(Directive)
Go through the data below and copy it exactly, skipping every picture.
# START OF Data lines
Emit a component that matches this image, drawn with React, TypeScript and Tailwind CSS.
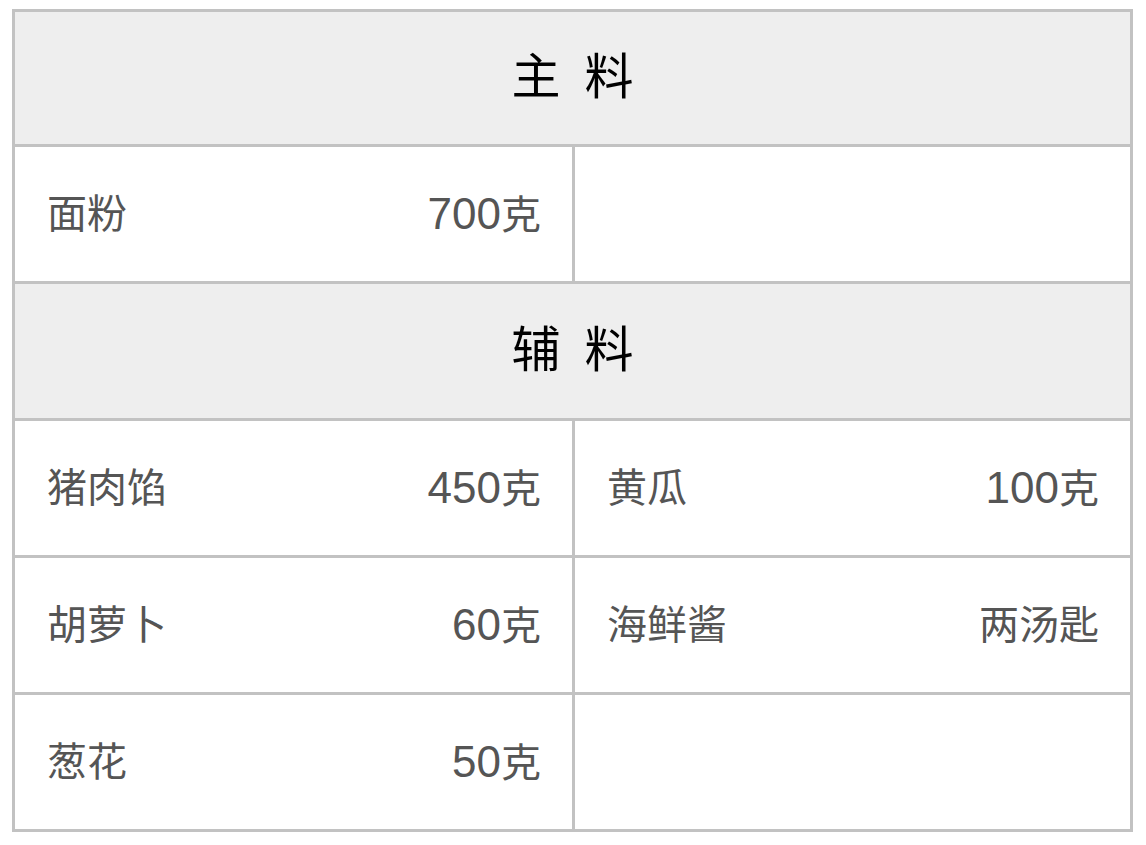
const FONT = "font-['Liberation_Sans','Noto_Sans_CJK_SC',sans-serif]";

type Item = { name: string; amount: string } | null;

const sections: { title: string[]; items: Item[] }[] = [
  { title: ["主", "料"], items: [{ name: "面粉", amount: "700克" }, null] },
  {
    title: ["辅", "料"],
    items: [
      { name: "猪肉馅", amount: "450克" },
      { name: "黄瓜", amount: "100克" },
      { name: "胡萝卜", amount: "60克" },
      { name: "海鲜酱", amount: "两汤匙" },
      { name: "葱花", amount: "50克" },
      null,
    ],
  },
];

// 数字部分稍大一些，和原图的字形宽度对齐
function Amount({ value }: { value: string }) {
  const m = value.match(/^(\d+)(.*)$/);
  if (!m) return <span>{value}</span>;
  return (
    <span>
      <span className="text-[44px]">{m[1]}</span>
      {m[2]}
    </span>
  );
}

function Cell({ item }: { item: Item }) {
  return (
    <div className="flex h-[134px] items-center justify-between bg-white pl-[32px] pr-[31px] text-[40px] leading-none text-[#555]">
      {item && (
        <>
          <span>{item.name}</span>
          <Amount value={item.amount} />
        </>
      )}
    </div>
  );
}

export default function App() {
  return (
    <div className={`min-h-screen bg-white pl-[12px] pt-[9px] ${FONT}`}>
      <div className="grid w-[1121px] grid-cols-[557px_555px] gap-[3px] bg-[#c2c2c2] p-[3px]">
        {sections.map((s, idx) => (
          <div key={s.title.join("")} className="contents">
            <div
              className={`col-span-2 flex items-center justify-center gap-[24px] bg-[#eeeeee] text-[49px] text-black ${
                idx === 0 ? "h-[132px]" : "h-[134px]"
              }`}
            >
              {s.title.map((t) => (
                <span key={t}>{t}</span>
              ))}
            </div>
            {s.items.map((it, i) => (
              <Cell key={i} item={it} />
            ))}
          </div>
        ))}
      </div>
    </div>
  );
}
# END OF Data lines
(Result of this exercise)
Emit a component that matches this image, drawn with React, TypeScript and Tailwind CSS.
const FONT = "font-['Liberation_Sans','Noto_Sans_CJK_SC',sans-serif]";

type Item = { name: string; amount: string } | null;

const sections: { title: string[]; items: Item[] }[] = [
  { title: ["主", "料"], items: [{ name: "面粉", amount: "700克" }, null] },
  {
    title: ["辅", "料"],
    items: [
      { name: "猪肉馅", amount: "450克" },
      { name: "黄瓜", amount: "100克" },
      { name: "胡萝卜", amount: "60克" },
      { name: "海鲜酱", amount: "两汤匙" },
      { name: "葱花", amount: "50克" },
      null,
    ],
  },
];

// 数字部分稍大一些，和原图的字形宽度对齐
function Amount({ value }: { value: string }) {
  const m = value.match(/^(\d+)(.*)$/);
  if (!m) return <span>{value}</span>;
  return (
    <span>
      <span className="text-[44px]">{m[1]}</span>
      {m[2]}
    </span>
  );
}

function Cell({ item }: { item: Item }) {
  return (
    <div className="flex h-[134px] items-center justify-between bg-white pl-[32px] pr-[31px] text-[40px] leading-none text-[#555]">
      {item && (
        <>
          <span>{item.name}</span>
          <Amount value={item.amount} />
        </>
      )}
    </div>
  );
}

export default function App() {
  return (
    <div className={`min-h-screen bg-white pl-[12px] pt-[9px] ${FONT}`}>
      <div className="grid w-[1121px] grid-cols-[557px_555px] gap-[3px] bg-[#c2c2c2] p-[3px]">
        {sections.map((s, idx) => (
          <div key={s.title.join("")} className="contents">
            <div
              className={`col-span-2 flex items-center justify-center gap-[24px] bg-[#eeeeee] text-[49px] text-black ${
                idx === 0 ? "h-[132px]" : "h-[134px]"
              }`}
            >
              {s.title.map((t) => (
                <span key={t}>{t}</span>
              ))}
            </div>
            {s.items.map((it, i) => (
              <Cell key={i} item={it} />
            ))}
          </div>
        ))}
      </div>
    </div>
  );
}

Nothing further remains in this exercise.